Anatomy of a quiet fall

The CTDA sale continues for another few hours, and I will have my price stick for another few days, as I originally noted. I want to thank the organizers and volunteers who put the sale together; they’ve been unflaggingly kind and patient with this noob and their questions. And I heartily endorse the sale as a reader. I got a ridiculous haul of books the first time, and a few more this time around (going light because I haven’t finished the first batch yet).

It has been a humbling experience, trying to reach the level of the other, more successful authors in the sale. I will point out that they have allowed me to participate, which they did not have to do, and for that I’m grateful. But after today, I don’t think I’ll try again. It did not work out. I don’t think this has anything to do with the sale; the other authors did much, much better. The more charitable reading of the situation is that I’m just not a good fit for this audience.

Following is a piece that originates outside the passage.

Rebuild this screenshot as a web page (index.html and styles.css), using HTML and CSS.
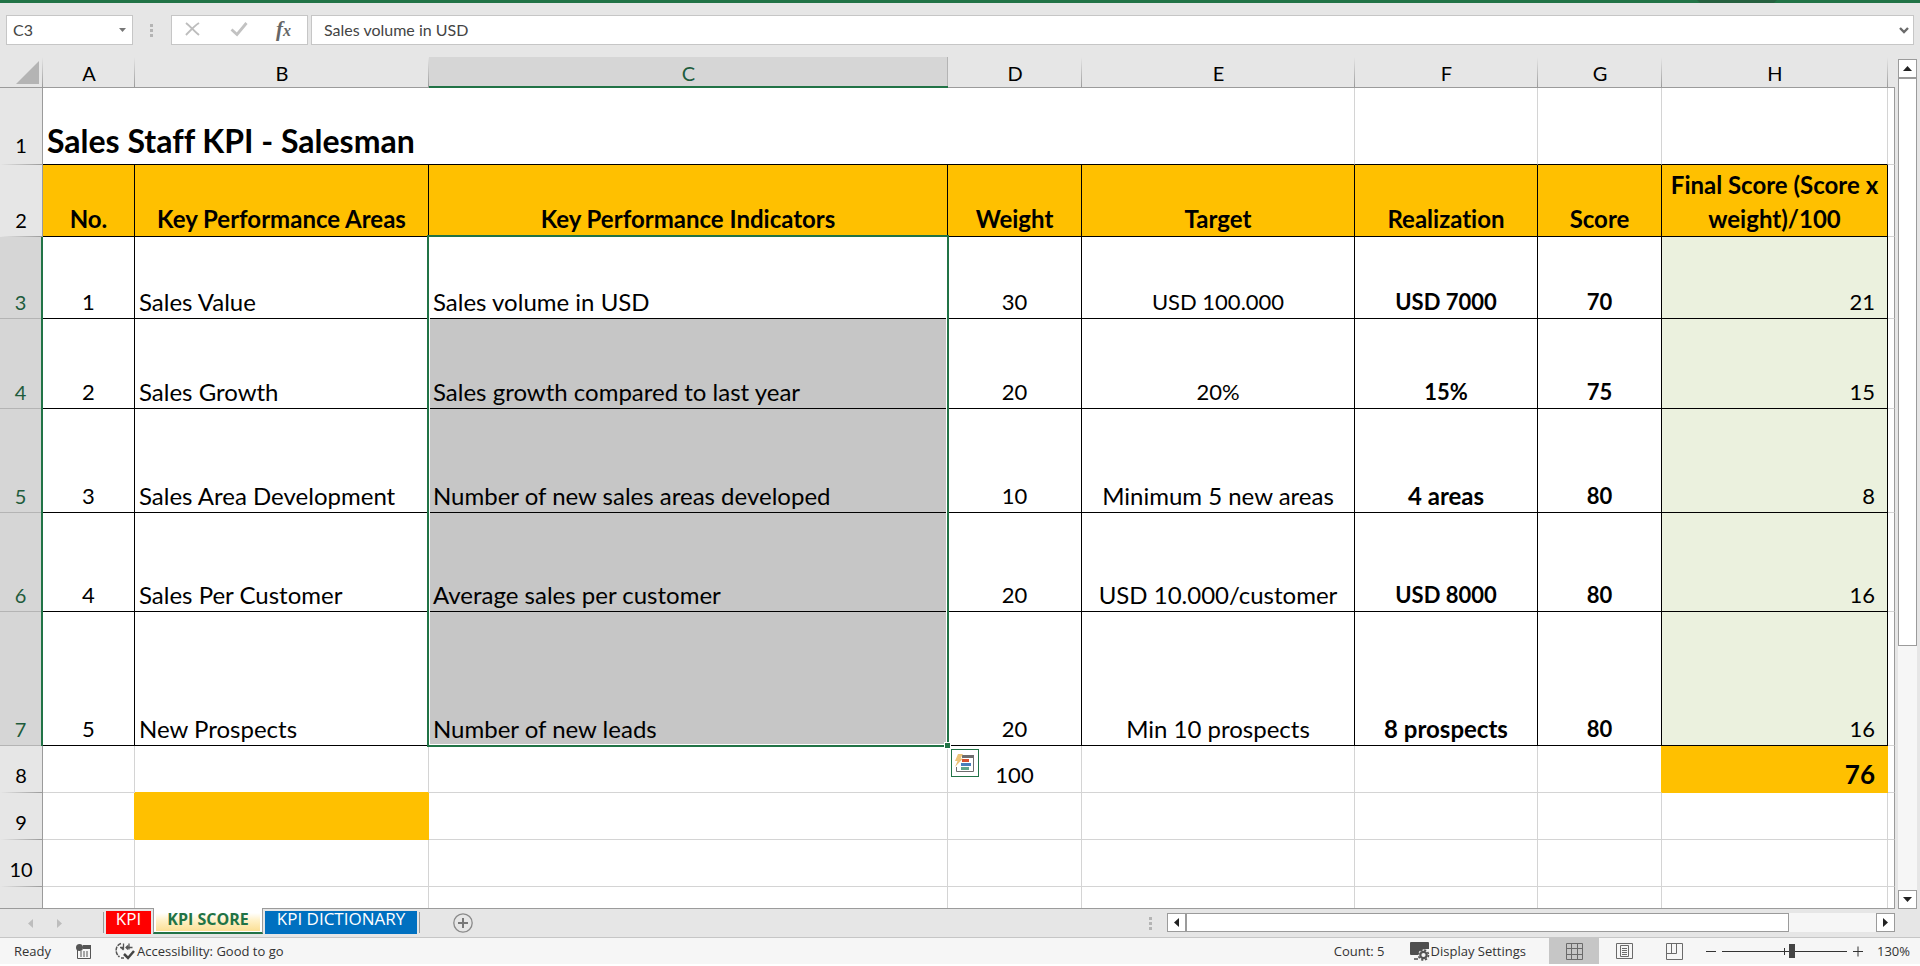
FILE: index.html
```html
<!DOCTYPE html>
<html lang="en">
<head>
<meta charset="utf-8">
<title>Sales Staff KPI - Salesman</title>
<link rel="stylesheet" href="styles.css">
</head>
<body>
<div class="app">
  <div class="ribbon-edge"><span class="ribbon-shade"></span></div>

  <div class="formula-bar">
    <div class="name-box">
      <input class="name-input" type="text" value="C3" aria-label="Name box">
      <button class="plain-btn name-drop" type="button" aria-label="Open name list">
        <svg width="7" height="4" viewBox="0 0 7 4"><path d="M0 0h7L3.500 4z" fill="#777"/></svg>
      </button>
    </div>
    <span class="grip" aria-hidden="true"><i></i><i></i><i></i></span>
    <div class="fx-box">
      <button class="plain-btn" type="button" aria-label="Cancel">
        <svg width="18" height="16" viewBox="0 0 18 16"><path d="M2 2c4 3 8 8 13 12M15 2C10 5 6 10 2 14" fill="none" stroke="#bdbdbd" stroke-width="2"/></svg>
      </button>
      <button class="plain-btn" type="button" aria-label="Enter">
        <svg width="18" height="16" viewBox="0 0 18 16"><path d="M1.500 8.500l5.500 5L16.500 2" fill="none" stroke="#c2c2c2" stroke-width="2.800"/></svg>
      </button>
      <button class="plain-btn fx-btn" type="button" aria-label="Insert function"><span class="fx-f">f</span><span class="fx-x">x</span></button>
    </div>
    <div class="formula-box">
      <input class="formula-input" type="text" value="Sales volume in USD" aria-label="Formula">
      <button class="plain-btn" type="button" aria-label="Expand formula bar">
        <svg width="10" height="7" viewBox="0 0 10 7"><path d="M1 1l4 4 4-4" fill="none" stroke="#6a6a6a" stroke-width="2.400"/></svg>
      </button>
    </div>
  </div>

  <div class="workspace">
    <div class="grid">
      <table class="sheet">
        <colgroup>
          <col class="c-head"><col class="c-a"><col class="c-b"><col class="c-c"><col class="c-d"><col class="c-e"><col class="c-f"><col class="c-g"><col class="c-h"><col>
        </colgroup>
        <thead>
          <tr class="r-cols">
            <th class="corner"><svg width="23" height="23" viewBox="0 0 23 23"><path d="M23 0v23H0z" fill="#b4b4b4"/></svg></th>
            <th scope="col">A</th><th scope="col">B</th><th scope="col" class="picked">C</th><th scope="col">D</th><th scope="col">E</th><th scope="col">F</th><th scope="col">G</th><th scope="col">H</th><th class="rest"></th>
          </tr>
        </thead>
        <tbody>
          <tr class="r1"><th scope="row">1</th><td class="title ink-b" colspan="5">Sales Staff KPI - Salesman</td><td class="ink-b"></td><td class="ink-b"></td><td class="ink-b"></td><td class="rest"></td></tr>
          <tr class="r2 heading"><th scope="row">2</th><td>No.</td><td>Key Performance Areas</td><td>Key Performance Indicators</td><td>Weight</td><td>Target</td><td>Realization</td><td>Score</td><td>Final Score (Score x weight)/100</td><td class="rest"></td></tr>
          <tr class="r3 data"><th scope="row">3</th><td>1</td><td class="left">Sales Value</td><td class="left anchor">Sales volume in USD
              <div class="selection"><span class="handle"></span>
                <button class="plain-btn quick" type="button" aria-label="Quick analysis">
                  <svg width="20" height="19" viewBox="0 0 20 19"><path d="M1.500 13v4.500h17V2" fill="none" stroke="#6d6d6d"/><path d="M7 1h12v3H7z" fill="#6d6d6d"/><path d="M7 5h7v3H7z" fill="#d9502e"/><path d="M6 9h10v3H6z" fill="#4a7ebb"/><path d="M6 13h8v3H6z" fill="#5fa58c"/><path d="M3 0h5L5.500 4.500H8L0 13l2.500-6H0z" fill="#edc377"/></svg>
                </button>
              </div></td><td>30</td><td>USD 100.000</td><td class="bold">USD 7000</td><td class="bold">70</td><td class="final">21</td><td class="rest"></td></tr>
          <tr class="r4 data"><th scope="row">4</th><td>2</td><td class="left">Sales Growth</td><td class="left shaded">Sales growth compared to last year</td><td>20</td><td>20%</td><td class="bold">15%</td><td class="bold">75</td><td class="final">15</td><td class="rest"></td></tr>
          <tr class="r5 data"><th scope="row">5</th><td>3</td><td class="left">Sales Area Development</td><td class="left shaded">Number of new sales areas developed</td><td>10</td><td class="words">Minimum 5 new areas</td><td class="bold words">4 areas</td><td class="bold">80</td><td class="final">8</td><td class="rest"></td></tr>
          <tr class="r6 data"><th scope="row">6</th><td>4</td><td class="left">Sales Per Customer</td><td class="left shaded">Average sales per customer</td><td>20</td><td class="words">USD 10.000/customer</td><td class="bold">USD 8000</td><td class="bold">80</td><td class="final">16</td><td class="rest"></td></tr>
          <tr class="r7 data"><th scope="row">7</th><td>5</td><td class="left">New Prospects</td><td class="left shaded">Number of new leads</td><td>20</td><td class="words">Min 10 prospects</td><td class="bold words">8 prospects</td><td class="bold">80</td><td class="final">16</td><td class="rest"></td></tr>
          <tr class="r-plain"><th scope="row">8</th><td></td><td class="gold-b"></td><td></td><td>100</td><td></td><td></td><td class="gold-r"></td><td class="total">76</td><td></td></tr>
          <tr class="r-plain"><th scope="row">9</th><td class="gold-r"></td><td class="gold"></td><td></td><td></td><td></td><td></td><td></td><td></td><td></td></tr>
          <tr class="r-plain"><th scope="row">10</th><td></td><td></td><td></td><td></td><td></td><td></td><td></td><td></td><td></td></tr>
          <tr class="r-plain"><th scope="row"></th><td></td><td></td><td></td><td></td><td></td><td></td><td></td><td></td><td></td></tr>
        </tbody>
      </table>
    </div>
    <div class="vscroll">
      <button class="scroll-btn" type="button" aria-label="Scroll up"><svg width="9" height="5" viewBox="0 0 9 5"><path d="M0 5h9L4.500 0z" fill="#222"/></svg></button>
      <div class="vtrack"><div class="vthumb"></div></div>
      <button class="scroll-btn" type="button" aria-label="Scroll down"><svg width="9" height="5" viewBox="0 0 9 5"><path d="M0 0h9L4.500 5z" fill="#222"/></svg></button>
    </div>
  </div>

  <div class="tab-strip">
    <div class="tab-nav">
      <button class="plain-btn" type="button" aria-label="Previous sheet"><svg width="5" height="9" viewBox="0 0 5 9"><path d="M5 0v9L0 4.500z" fill="#bdbdbd"/></svg></button>
      <button class="plain-btn" type="button" aria-label="Next sheet"><svg width="5" height="9" viewBox="0 0 5 9"><path d="M0 0v9l5-4.500z" fill="#bdbdbd"/></svg></button>
    </div>
    <div class="tabs">
      <button class="tab tab-red" type="button">KPI</button>
      <button class="tab tab-active" type="button"><span class="tab-glow">KPI SCORE</span></button>
      <button class="tab tab-blue" type="button">KPI DICTIONARY</button>
    </div>
    <button class="plain-btn add-sheet" type="button" aria-label="New sheet">
      <svg width="20" height="20" viewBox="0 0 20 20"><circle cx="10" cy="10" r="9.200" fill="none" stroke="#8a8a8a" stroke-width="1.300"/><path d="M10 5v10M5 10h10" stroke="#777" stroke-width="2"/></svg>
    </button>
    <span class="grip strip-grip" aria-hidden="true"><i></i><i></i><i></i></span>
    <div class="hscroll">
      <button class="scroll-btn" type="button" aria-label="Scroll left"><svg width="5" height="9" viewBox="0 0 5 9"><path d="M5 0v9L0 4.500z" fill="#222"/></svg></button>
      <div class="htrack"><div class="hthumb"></div></div>
      <button class="scroll-btn" type="button" aria-label="Scroll right"><svg width="5" height="9" viewBox="0 0 5 9"><path d="M0 0v9l5-4.500z" fill="#222"/></svg></button>
    </div>
  </div>

  <div class="status">
    <span class="ready">Ready</span>
    <button class="plain-btn macro" type="button" aria-label="Record macro">
      <svg width="16" height="15" viewBox="0 0 16 15"><path d="M1.500 6v8.500h13V3" fill="none" stroke="#555"/><path d="M7 1h8v4H7z" fill="#555"/><circle cx="3.500" cy="3.500" r="3.500" fill="#555"/><path d="M4 8h2M7 8h2M10 8h2M4 10h2M7 10h2M10 10h2M4 12h2M7 12h2M10 12h2" stroke="#555"/></svg>
    </button>
    <button class="plain-btn access" type="button">
      <svg width="20" height="18" viewBox="0 0 20 18"><path d="M6 1.500C0 3.500-.5 11 4.500 15" fill="none" stroke="#555" stroke-width="1.500" stroke-dasharray="4 1"/><path d="M6 16h3" stroke="#555" stroke-width="1.500"/><path d="M8.500 1.500v6M6 5.500l2.500 2.500M14 1.500v6M17.500 5.500H11M13 3.500l-2 2 2 2M5 5.500h4" fill="none" stroke="#555" stroke-width="1.300"/><path d="M9 12l4 4 6-7" fill="none" stroke="#444" stroke-width="2.500"/></svg>
      Accessibility: Good to go
    </button>
    <span class="count">Count: 5</span>
    <button class="plain-btn display" type="button">
      <svg width="20" height="19" viewBox="0 0 20 19"><path d="M1 0h17a1 1 0 0 1 1 1v6h-5l-5 6H1a1 1 0 0 1-1-1V1a1 1 0 0 1 1-1z" fill="#4f4f4f"/><path d="M4 17h4" stroke="#4f4f4f" stroke-width="1.500"/><circle cx="13.500" cy="13" r="5.500" fill="#f6f6f6"/><circle cx="13.500" cy="13" r="3.200" fill="none" stroke="#555" stroke-width="2.200"/><circle cx="13.500" cy="13" r="5" fill="none" stroke="#555" stroke-width="1.600" stroke-dasharray="2.200 1.727"/></svg>
      Display Settings
    </button>
    <div class="views">
      <button class="plain-btn view view-on" type="button" aria-label="Normal view"><svg width="17" height="17" viewBox="0 0 17 17"><path d="M.5.5h16v16H.5zM5.500 0v17M11.500 0v17M0 5.500h17M0 11.500h17" fill="none" stroke="#6a6a6a"/></svg></button>
      <button class="plain-btn view" type="button" aria-label="Page layout view"><svg width="17" height="16" viewBox="0 0 17 16"><path d="M.5.5h16v15H.5zM4.500 2.500h8v11h-8zM6 5.500h5M6 7.500h5M6 9.500h5M6 11.500h5" fill="none" stroke="#6a6a6a"/></svg></button>
      <button class="plain-btn view" type="button" aria-label="Page break view"><svg width="17" height="17" viewBox="0 0 17 17"><path d="M.5.500h16v16H.5zM0 10.500h10.500V0M5.500 0v10" fill="none" stroke="#6a6a6a"/></svg></button>
    </div>
    <div class="zoom">
      <button class="plain-btn" type="button" aria-label="Zoom out"><svg width="10" height="11" viewBox="0 0 10 11"><path d="M0 5.500h10" stroke="#333"/></svg></button>
      <input class="zoom-range" type="range" min="10" max="190" value="111" aria-label="Zoom">
      <button class="plain-btn" type="button" aria-label="Zoom in"><svg width="10" height="11" viewBox="0 0 10 11"><path d="M0 5.500h10M5 .500v10" stroke="#333"/></svg></button>
    </div>
    <span class="percent">130%</span>
  </div>
</div>
</body>
</html>
```
FILE: styles.css
```css
* { box-sizing: border-box; }

body {
  margin: 0;
  font-family: "Open Sans", "Noto Sans", sans-serif;
  font-size: 13px;
  color: #333;
  background: #fff;
}

.app {
  display: flex;
  flex-direction: column;
  height: 100vh;
  padding-bottom: 2px;
  background: #fff;
}

.plain-btn {
  display: flex;
  align-items: center;
  justify-content: center;
  margin: 0;
  padding: 0;
  border: 0;
  background: none;
  color: inherit;
  font: inherit;
}

svg { display: block; flex: none; }

/* Ribbon edge and formula bar */
.ribbon-edge {
  display: flex;
  justify-content: flex-end;
  flex: none;
  height: 3px;
  padding-right: 143px;
  background: #217346;
}

.ribbon-shade {
  width: 80px;
  background: #25603f;
  clip-path: polygon(0 0, 100% 0, 96% 100%, 4% 100%);
}

.formula-bar {
  display: flex;
  flex: none;
  height: 54px;
  padding: 12px 6px;
  background: #e6e6e6;
  font-family: Lato, sans-serif;
  font-size: 16px;
}

.name-box, .fx-box, .formula-box {
  display: flex;
  align-items: center;
  border: 1px solid #c6c6c6;
  background: #fff;
}

.name-box { width: 127px; padding: 0 6px; }

.name-input, .formula-input {
  min-width: 0;
  flex: 1;
  padding: 0 0 2px;
  border: 0;
  outline: 0;
  background: none;
  color: #444;
  font: inherit;
}

.grip {
  display: flex;
  flex-direction: column;
  justify-content: center;
  gap: 2px;
  width: 3px;
  margin: 0 18px 0 17px;
}

.grip i { height: 3px; background: #b4b4b4; }

.fx-box { width: 137px; margin-right: 3px; padding: 0 16px 2px 12px; justify-content: space-between; }

.fx-btn { align-items: baseline; font-family: "Liberation Serif", serif; font-style: italic; font-weight: bold; color: #666; }
.fx-f { font-size: 21px; line-height: 24px; }
.fx-x { font-size: 16px; }

.formula-box { flex: 1; padding: 0 4px 0 12px; }

/* Worksheet */
.workspace { display: flex; flex: 1; min-height: 0; background: #e6e6e6; }

.grid {
  flex: 1;
  min-width: 0;
  overflow: hidden;
  border-bottom: 1px solid #9b9b9b;
}

.sheet {
  width: 100%;
  table-layout: fixed;
  border-collapse: separate;
  border-spacing: 0;
  font-family: Lato, sans-serif;
  font-size: 22px;
  font-variant-ligatures: none;
  line-height: 34px;
  color: #000;
}

.c-head { width: 43px; }
.c-a { width: 92px; }
.c-b { width: 294px; }
.c-c { width: 519px; }
.c-d { width: 134px; }
.c-e { width: 273px; }
.c-f { width: 183px; }
.c-g { width: 124px; }
.c-h { width: 226px; }

.sheet th {
  padding: 0;
  border-right: 1px solid #9b9b9b;
  background: linear-gradient(to right, #e6e6e6, #9b9b9b) bottom / 100% 1px no-repeat #e6e6e6;
  font-size: 20px;
  font-weight: normal;
  vertical-align: bottom;
}

.sheet thead th {
  padding-top: 2px;
  border-right: 0;
  border-bottom: 1px solid #9b9b9b;
  background: linear-gradient(#e6e6e6, #9b9b9b) right / 1px 100% no-repeat #e6e6e6;
  vertical-align: middle;
  line-height: 24px;
}

.sheet thead .corner { padding: 4px 4px 3px 16px; }
.sheet thead .rest { background: #e6e6e6; }

.sheet thead .picked {
  border-bottom: 2px solid #217346;
  background: linear-gradient(#b4b4b4, #b4b4b4) right / 1px 100% no-repeat #d6d6d6;
  color: #1e5c3c;
}

.sheet td {
  padding: 0 4px;
  border-right: 1px solid #d4d4d4;
  border-bottom: 1px solid #d4d4d4;
  background: #fff;
  text-align: center;
  vertical-align: bottom;
}

.sheet td:last-child { border-right-color: #9b9b9b; }

.r-cols { height: 31px; }
.r1 { height: 77px; }
.r2 { height: 72px; }
.r3 { height: 82px; }
.r4 { height: 90px; }
.r5 { height: 104px; }
.r6 { height: 99px; }
.r7 { height: 134px; }
.r-plain { height: 47px; }

.sheet .title { text-align: left; font-size: 32px; font-weight: bold; line-height: 46px; }
.sheet .ink-b { border-bottom-color: #000; }
.r1 th { line-height: 40px; }
.r-plain th { line-height: 36px; }

.heading td { font-size: 24px; }
.heading td:not(.rest) { border-color: #000; background: #ffc000; font-weight: bold; }
.data td { line-height: 32px; }
.data td:not(.rest) { border-color: #000; }

.data th {
  border-right: 2px solid #217346;
  background: linear-gradient(#b4b4b4, #b4b4b4) bottom / 100% 1px no-repeat #d6d6d6;
  color: #1e5c3c;
}

.sheet .left { font-size: 24px; text-align: left; }
.sheet .words { font-size: 24px; }
.sheet .bold { font-weight: bold; }
.sheet .shaded { background: #c6c6c6; }
.sheet .final { padding-right: 12px; background: #ebf1de; text-align: right; }
.sheet .total { padding-right: 12px; border-color: #ffc000; background: #ffc000; font-size: 26px; font-weight: bold; line-height: 36px; text-align: right; }
.sheet .gold { border-color: #ffc000; background: #ffc000; }
.sheet .gold-b { border-bottom-color: #ffc000; }
.sheet .gold-r { border-right-color: #ffc000; }

/* Outline around C3:C7 */
.anchor { position: relative; }

.selection {
  position: absolute;
  z-index: 1;
  top: -2px;
  left: -2px;
  right: -2px;
  height: 512px;
  border: 2px solid #217346;
  box-shadow: inset 0 0 0 1px #fff;
}

.handle {
  position: absolute;
  right: -4px;
  bottom: -4px;
  width: 7px;
  height: 7px;
  border: 1px solid #fff;
  background: #217346;
}

.quick {
  position: absolute;
  right: -32px;
  bottom: -32px;
  width: 28px;
  height: 28px;
  border: 1px solid #217346;
  background: #fff;
}

/* Scroll bars */
.scroll-btn {
  display: flex;
  align-items: center;
  justify-content: center;
  flex: none;
  width: 19px;
  height: 19px;
  padding: 0;
  border: 1px solid #9b9b9b;
  background: #fff;
}

.vscroll { display: flex; flex-direction: column; width: 19px; margin: 2px 3px 0; }
.vtrack { flex: 1; background: #f6f6f6; }
.vthumb { height: 70%; border: 1px solid #9b9b9b; background: #fff; }

.hscroll { display: flex; width: 38.4%; height: 19px; margin-top: 4px; }
.htrack { flex: 1; background: #f6f6f6; }
.hthumb { width: 87.4%; height: 100%; border: 1px solid #9b9b9b; background: #fff; }

/* Sheet tabs */
.tab-strip {
  display: flex;
  flex: none;
  height: 28px;
  padding-right: 25px;
  background: #e6e6e6;
  font-size: 17px;
}

.tab-nav { display: flex; gap: 24px; width: 103px; padding-left: 28px; }

.tabs { position: relative; display: flex; height: 25px; }
.tabs::before, .tabs::after { content: ""; width: 1px; height: 21px; margin-top: 3px; background: #9b9b9b; }

.tab {
  height: 23px;
  margin: 2px 2px 0;
  padding: 0;
  border: 0;
  color: #fff;
  font: inherit;
  line-height: 16px;
  white-space: nowrap;
  display: flex;
  justify-content: center;
}

.tab-red { width: 45px; background: #f00; }
.tab-blue { width: 152px; background: #0070c0; }

.tab-active {
  width: 110px;
  height: 26px;
  margin: -1px 0 0;
  padding: 5px 2px 1px;
  border: solid #9b9b9b;
  border-width: 0 1px;
  border-bottom: 2px solid #217346;
  background: #fff;
  color: #217346;
  font-size: 16px;
  font-weight: bold;
  line-height: 13px;
}

.tab-glow { flex: 1; height: 18px; background: linear-gradient(#fff, #fff1c8 40%, #fbdf95); }

.add-sheet { margin-left: 33px; }
.strip-grip { margin: 0 15px 0 auto; }

/* Status bar */
.status {
  display: flex;
  align-items: center;
  flex: none;
  height: 27px;
  border-top: 1px solid #c6c6c6;
  background: #f6f6f6;
  white-space: nowrap;
}

.ready { width: 76px; padding-left: 14px; }
.access { gap: 2px; margin-left: 23px; }
.count { margin-left: auto; }
.display { gap: 1px; margin-left: 25px; }
.views { display: flex; height: 100%; margin-left: 23px; }
.view { width: 50px; }
.view-on { background: #c6c6c6; }
.zoom { display: flex; gap: 6px; margin-left: 7px; }

.zoom-range {
  width: 125px;
  height: 15px;
  margin: 0;
  appearance: none;
  background:
    linear-gradient(#333, #333) center / 1px 7px no-repeat,
    linear-gradient(#333, #333) center / 100% 1px no-repeat;
}

.zoom-range::-webkit-slider-thumb { appearance: none; width: 6px; height: 14px; background: #444; }

.percent { width: 40px; margin: 0 10px 0 7px; text-align: right; }
```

I’m saying all of this in the spirit of transparency, I think, and also to explain why I’ll probably promote the sale as a reader going forward, but not submit my books for it. It’s not a judgement of the sale itself. I continue to recommend it if you write in that genre. It looks like it will continue to be tweaked and improved, and they’re hoping for huge turnouts for fall. I wish them all the best.


This does give me serious pause about continuing the Therapist series. This was its big chance to find an audience, and it did not do so. So I don’t think there is one out there for it. I love it dearly and have had a wonderful time writing it, and after all this time, who knows — maybe the Healers audience has evaporated as well. Maybe the takeaway is to let go of the hope of finding an audience at all, and keep sailing messages in bottles out into the void, the way I started. There are worse ways to spend your time.

I certainly won’t stop writing entirely, because it’s too much a part of me. But how much energy I spend in trying to get it out to people is something worth examining. I had been fired up about learning about newsletters, learning about advertising, learning about ways to give my work the best chance it can have. But this experience brings up another possibility. Maybe this is as good as it gets.

People push back against negativity, and that’s understandable. I think it’s easy to misinterpret why I dive into it: to pull apart a bad situation and see what I can learn from it. To figure out the takeaway for next time, rather than running away.

There’s a lot to pull apart, and some of it is private: what writing means to me, what it’s done to take something so close to my core identity (considering that I’ve been doing it consistently since I was ten) and hold it up for external validation. But I’ll also consider that I might be wasting my time trying to keep up with my betters. That just because I’ve been writing for a long time doesn’t make me any good at it. To have some humility.

Three months ago, when the last sale was going on, I was standing in line at the closing weekend of a beloved local ice cream shop, watching numbers tick up. I was still waiting for a chance to get the medical stuff resolved. I’d only published my last novella a couple of weeks prior, and didn’t know yet that it would slowly amass a small audience of people who hadn’t read the rest of the series (thank y’all <3).

Who knows where I’ll be three months from now, but I hope to come back as a reader. Having finished my backlog (lolsob) and ready to cheerlead. There’s always something that can be learned.